Action is picking up steam for more than 7,400 health care workers and members of USW Local 7600, who work across 72 Kaiser Permanente locations in Southern California. As their fight continues for a fair contract that reflects their service and prioritizes safe staffing, the local decided last week to schedule a strike authorization vote to be held October 2-10.

“With demands that would negatively impact worker safety and patient care, it’s clear that management is more concerned with pursuing its own agenda than it is about workers and patients,” said Local 7600 President Michael Barnett.

“We urge Kaiser Permanente to come to the table and bargain with us for a fair contract rather than force workers into a labor dispute by insisting on dangerous cost-cutting measures that would make it impossible to maintain safe staffing levels.”

USW Local 7600, in conjunction with the 20 other local unions who make up the Alliance of Health Care Unions (AHCU), has been bargaining with Kaiser Permanente since this past spring. Both the national and local agreements expire Sept. 30.

The health care system’s most divisive demands include a two-tiered wage scale that would pay new hires significantly less for doing the same jobs as current workers, making it even more difficult to fill empty positions.

The paltry wage increases that the company has proposed for current members of the union also do nothing to address the tremendous pay disparity between Inland Empire workers, many of whom are Black, Latino, and other people of color, and their area counterparts in Los Angeles just a few miles away.

“We keep hearing Kaiser talk on TV and to politicians about racial justice, but when the joint recommendations came up for approval, Kaiser execs said no,” said Local 7600 Vice President Norberto Gomez in a recent AHCU social media post. “It’s time for Kaiser to not just talk about but be about it.”

The decision to hold the vote that would authorize the local’s bargaining committee to initiate a strike comes after the union decided to pause their labor-management partnership with Kaiser last Friday over these and other concerns, including safe staffing.

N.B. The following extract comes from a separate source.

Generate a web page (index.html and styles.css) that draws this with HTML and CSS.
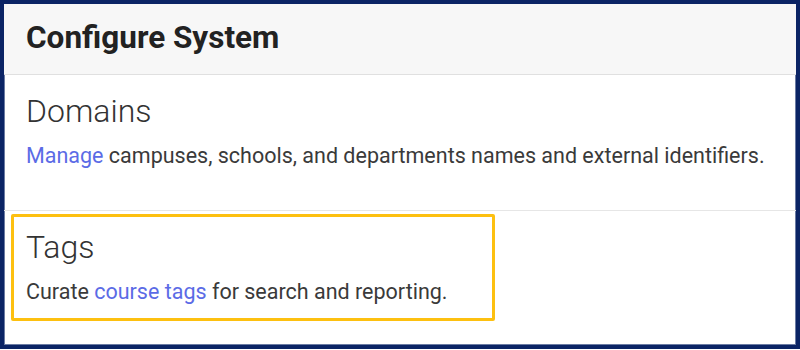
FILE: index.html
```html
<!DOCTYPE html>
<html lang="en">
<head>
    <meta charset="UTF-8">
    <meta name="viewport" content="width=device-width, initial-scale=1.0">
    <title>Configure System</title>
    <link rel="stylesheet" href="styles.css">
</head>
<body>

    <div class="card">
        <div class="card-header">
            <h1 class="card-title">Configure System</h1>
        </div>
        <div class="section">
            <h2 class="section-title">Domains</h2>
            <p class="section-text"><a href="#">Manage</a> campuses, schools, and departments names and external identifiers.</p>
        </div>
        <div class="section section-tags">
            <div class="highlight">
                <h2 class="section-title">Tags</h2>
                <p class="section-text">Curate <a href="#">course tags</a> for search and reporting.</p>
            </div>
        </div>
    </div>

</body>
</html>
```

FILE: styles.css
```css
body {
    margin: 0;
    background: #ffffff;
    font-family: Roboto, "Liberation Sans", sans-serif;
}

.card {
    box-sizing: border-box;
    width: 800px;
    height: 349px;
    border: 4px solid #0b2465;
    box-shadow: inset 0 0 0 1px #6b7ba3;
    background: #ffffff;
}

.card-header {
    background: #f7f7f7;
    border-bottom: 1px solid #e0e0e0;
    padding: 15px 22px 17px;
}

.card-title {
    margin: 0;
    font-size: 31.5px;
    line-height: 38px;
    font-weight: 700;
    color: #222222;
}

.section {
    padding: 16px 22px 39px;
    border-bottom: 1px solid #e6e6e6;
}

.section-title {
    margin: 0;
    font-size: 32px;
    line-height: 40px;
    font-weight: 300;
    color: #333333;
}

.section-text {
    margin: 10px 0 0;
    font-size: 21.5px;
    line-height: 30px;
    color: #3a3a3a;
}

.section-text a {
    color: #5b6be6;
    text-decoration: none;
}

.section-tags {
    padding: 3px 0 0 7px;
    border-bottom: none;
}

.highlight {
    box-sizing: border-box;
    width: 484px;
    border: 3px solid #fdc010;
    border-radius: 2px;
    padding: 10px 0 11px 12px;
}
```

“We’re stretched thin, and after more than a year and a half of sacrifices throughout the pandemic, morale is starting to falter,” said Barnett. “We’ve pulled together to make sure that shifts are covered and our patients are well cared for, sometimes at the expense of our own health and security. But we need management to take safe staffing seriously, and we need them to prioritize our community as much as we do.”

The local is also pursuing multiple unfair labor practice charges after management threatened to withhold or cancel vacations and other earned time off until the contract is settled, as well as intimidated workers who wore union t-shirts during what they’ve dubbed “Solidarity Tuesdays” to show their support for the bargaining committee.